Hungary’s parliament voted unanimously in support of the United Nations Paris agreement to cut global greenhouse gas emissions Tuesday, making the eastern bloc country the first in the European Union to ratify the deal.
But Hungary’s ratification of the Paris agreement undermines U.S. President Barack Obama’s contention the deal doesn’t need to be ratified by the Senate.
The Obama administration contends the Paris deal is a political agreement, not a legally-binding treaty, therefore, it doesn’t need Senate approval as the U.S. Constitution requires for treaties. But Hungary’s needing of parliamentary approval for the deal, further undermines Obama’s keeping senators in the dark.
In fact, all 28 EU member states need parliamentary approval before they can join the Paris deal. Even Fiji, the first country to ratify the deal, got legislative approval to join the agreement.
Obama, however, is determined to keep the Paris deal out of the Republican-controlled Senate. Republicans have vowed to derail the UN deal, arguing it would harm the economy and is based on vague promises from China.
“The Paris agreement, like the Kyoto agreement, is full of empty promises that will have no meaningful impact on the climate,” Republican Sen. Jim Inhofe said in April. “The problem with international climate change agreements is that they ignore basic economic and political realities and therefore are doomed to failure.”
Inhofe’s staff put out a report of the failures of the Kyoto Protocol the day before Earth Day when 130 world leaders met in New York City to sign onto the Paris deal. Inhofe’s paper casts doubt on the success of Paris based on Kyoto’s failures.
“When the hype over the signing fades, the reality will set in that the policies President Obama is promising will not last,” he said. “President Obama is simply using this so-called ‘historic’ success to cement his legacy with environmental activists shortly before his term is up.”
The Senate likely won’t have their say on Paris because Obama won’t put it up for a vote. Senators’ best hope of derailing the climate deal is a Republican victory in the fall election — then the future president can simply not enforce the so-called political agreement.
Republican presidential candidate Donald Trump even said he would renegotiate the deal, sending environmentalists reeling.
“I will be looking at that very, very seriously, and at a minimum I will be renegotiating those agreements, at a minimum. And at a maximum I may do something else,” Trump recently told Reuters.

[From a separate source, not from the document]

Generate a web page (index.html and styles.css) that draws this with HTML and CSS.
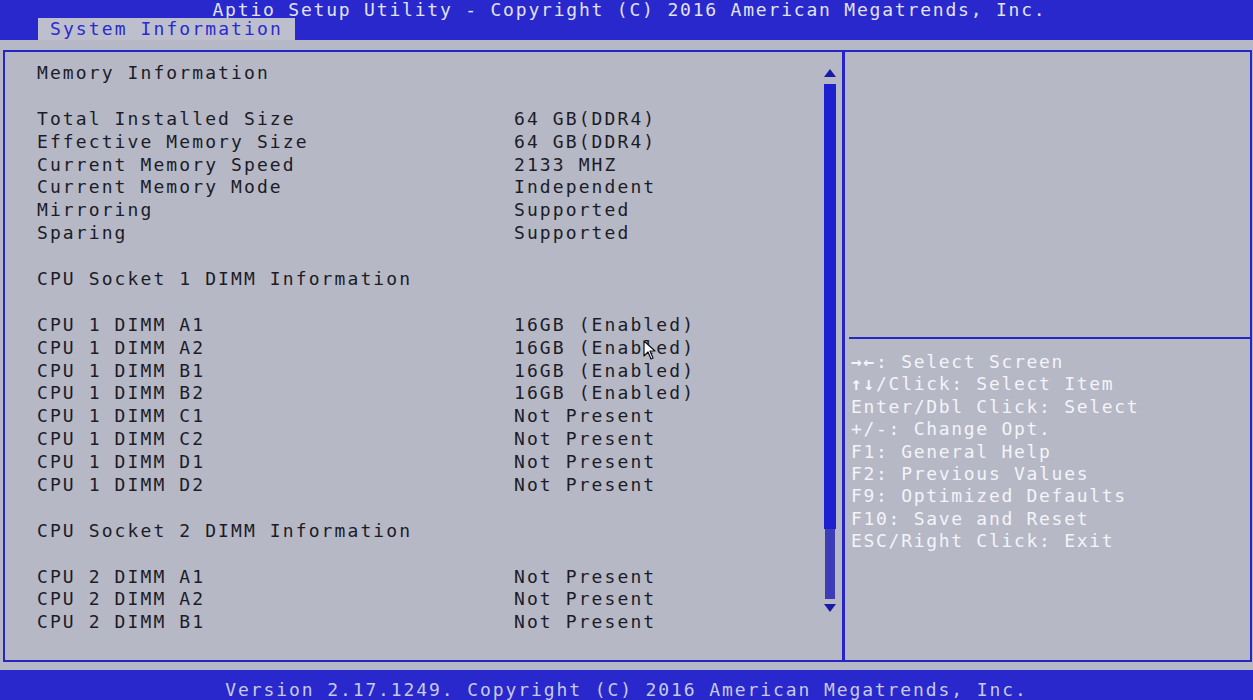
FILE: index.html
```html
<!DOCTYPE html>
<html lang="en">
<head>
    <meta charset="UTF-8">
    <title>Aptio Setup Utility</title>
    <link rel="stylesheet" href="styles.css">
</head>
<body>
    <div class="topbar">
        <div class="title">Aptio Setup Utility - Copyright (C) 2016 American Megatrends, Inc.</div>
        <div class="tabs"><span class="tab">System Information</span></div>
    </div>
    <div class="gap-top"></div>
    <div class="main">
        <div class="left">
            <div class="content">
                <div class="row"><span>Memory Information</span><span></span></div>
                <div class="row"><span>&nbsp;</span><span></span></div>
                <div class="row"><span>Total Installed Size</span><span>64 GB(DDR4)</span></div>
                <div class="row"><span>Effective Memory Size</span><span>64 GB(DDR4)</span></div>
                <div class="row"><span>Current Memory Speed</span><span>2133 MHZ</span></div>
                <div class="row"><span>Current Memory Mode</span><span>Independent</span></div>
                <div class="row"><span>Mirroring</span><span>Supported</span></div>
                <div class="row"><span>Sparing</span><span>Supported</span></div>
                <div class="row"><span>&nbsp;</span><span></span></div>
                <div class="row"><span>CPU Socket 1 DIMM Information</span><span></span></div>
                <div class="row"><span>&nbsp;</span><span></span></div>
                <div class="row"><span>CPU 1 DIMM A1</span><span>16GB (Enabled)</span></div>
                <div class="row"><span>CPU 1 DIMM A2</span><span>16GB (Enabled)</span></div>
                <div class="row"><span>CPU 1 DIMM B1</span><span>16GB (Enabled)</span></div>
                <div class="row"><span>CPU 1 DIMM B2</span><span>16GB (Enabled)</span></div>
                <div class="row"><span>CPU 1 DIMM C1</span><span>Not Present</span></div>
                <div class="row"><span>CPU 1 DIMM C2</span><span>Not Present</span></div>
                <div class="row"><span>CPU 1 DIMM D1</span><span>Not Present</span></div>
                <div class="row"><span>CPU 1 DIMM D2</span><span>Not Present</span></div>
                <div class="row"><span>&nbsp;</span><span></span></div>
                <div class="row"><span>CPU Socket 2 DIMM Information</span><span></span></div>
                <div class="row"><span>&nbsp;</span><span></span></div>
                <div class="row"><span>CPU 2 DIMM A1</span><span>Not Present</span></div>
                <div class="row"><span>CPU 2 DIMM A2</span><span>Not Present</span></div>
                <div class="row"><span>CPU 2 DIMM B1</span><span>Not Present</span></div>
                <svg class="cursor" width="14" height="20" viewBox="0 0 14 20">
                    <path d="M1 1 L1 16 L5 12 L8 19 L10 18 L7 11 L12 11 Z" fill="#fff" stroke="#111" stroke-width="1.2" stroke-linejoin="round"/>
                </svg>
            </div>
            <div class="scroll">
                <div class="arrow-up"></div>
                <div class="thumb"></div>
                <div class="track"></div>
                <div class="arrow-down"></div>
            </div>
        </div>
        <div class="right">
            <div class="help-top"></div>
            <div class="help">
                <div><b>&rarr;&larr;</b>: Select Screen</div>
                <div><b>&uarr;&darr;</b>/Click: Select Item</div>
                <div>Enter/Dbl Click: Select</div>
                <div>+/-: Change Opt.</div>
                <div>F1: General Help</div>
                <div>F2: Previous Values</div>
                <div>F9: Optimized Defaults</div>
                <div>F10: Save and Reset</div>
                <div>ESC/Right Click: Exit</div>
            </div>
        </div>
    </div>
    <div class="gap-bottom"></div>
    <div class="footer">Version 2.17.1249. Copyright (C) 2016 American Megatrends, Inc.</div>
</body>
</html>
```

FILE: styles.css
```css
body{
    margin:0;
    width:1253px;
    height:700px;
    overflow:hidden;
    background-color:#b6b8c6;
    font-family:"DejaVu Sans Mono", "Liberation Mono", monospace;
    font-size:18px;
    letter-spacing:2.1px;
    color:#1c1c26;
}
.topbar{
    background-color:#2828cc;
    height:40px;
    display:flex;
    flex-direction:column;
}
.title{
    text-align:center;
    color:#e2e2f2;
    height:18px;
    line-height:19px;
    letter-spacing:1.8px;
    padding-left:6px;
}
.tabs{
    padding-left:38px;
    display:flex;
    flex:1;
    align-items:flex-end;
}
.tab{
    background-color:#bdbfcc;
    color:#2a2ad0;
    padding:0 12px;
    height:22px;
    line-height:22px;
}
.gap-top{
    height:10px;
}
.main{
    display:flex;
    height:608px;
    margin:0 1px 0 3px;
    border-top:2px solid #2626c4;
    border-bottom:2px solid #2626c4;
    border-right:2px solid #2626c4;
}
.left{
    display:flex;
    width:837px;
    border-left:2px solid #2626c4;
    border-right:3px solid #2424c8;
}
.content{
    flex:1;
    position:relative;
    padding:10px 0 0 32px;
}
.row{
    display:grid;
    grid-template-columns:477px 1fr;
    height:22.9px;
    line-height:22.9px;
    white-space:nowrap;
}
.cursor{
    position:absolute;
    left:638px;
    top:288px;
}
.scroll{
    width:14px;
    margin-right:5px;
    display:flex;
    flex-direction:column;
    align-items:center;
    padding-top:17px;
}
.arrow-up{
    width:0;
    height:0;
    border-left:6px solid transparent;
    border-right:6px solid transparent;
    border-bottom:8px solid #1a1aa8;
}
.thumb{
    width:12px;
    height:445px;
    margin-top:7px;
    background-color:#1f1fd2;
}
.track{
    width:10px;
    height:70px;
    background-image:radial-gradient(circle, #3a3ab8 0.7px, transparent 1px);
    background-size:2px 2px;
    background-color:#a8aad0;
}
.arrow-down{
    margin-top:5px;
    width:0;
    height:0;
    border-left:6px solid transparent;
    border-right:6px solid transparent;
    border-top:8px solid #1a1aa8;
}
.right{
    flex:1;
    display:flex;
    flex-direction:column;
}
.help-top{
    height:285px;
    margin-left:4px;
    border-bottom:2px solid #2626c4;
}
.help{
    padding:12px 0 0 6px;
    color:#f4f4fa;
    line-height:22.4px;
    letter-spacing:1.7px;
    white-space:nowrap;
}
.gap-bottom{
    height:8px;
}
.footer{
    background-color:#2828cc;
    height:30px;
    line-height:40px;
    text-align:center;
    color:#c8cae8;
    letter-spacing:1.9px;
    overflow:hidden;
}
```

“But those agreements are one-sided agreements and they are bad for the United States,” Trump said. “Not a big fan because other countries don’t adhere to it, and China doesn’t adhere to it, and China’s spewing into the atmosphere.”
The outgoing UN climate chief shot back at Trump. Christiana Figueres told reporters it was “unlikely” Trump would be able to undo the Paris deal.
“As we all know, Donald Trump relishes making very dramatic statements on many issues, so it is not surprising, but it is highly unlikely that that would be possible,” she said.
“An agreement that has been adopted by 195 countries would require 195 countries to agree to any new negotiation,” she said.
Figueres is correct a new deal would require nearly 200 nations to agree, but Trump does not need the world’s consent to ignore the deal on his own.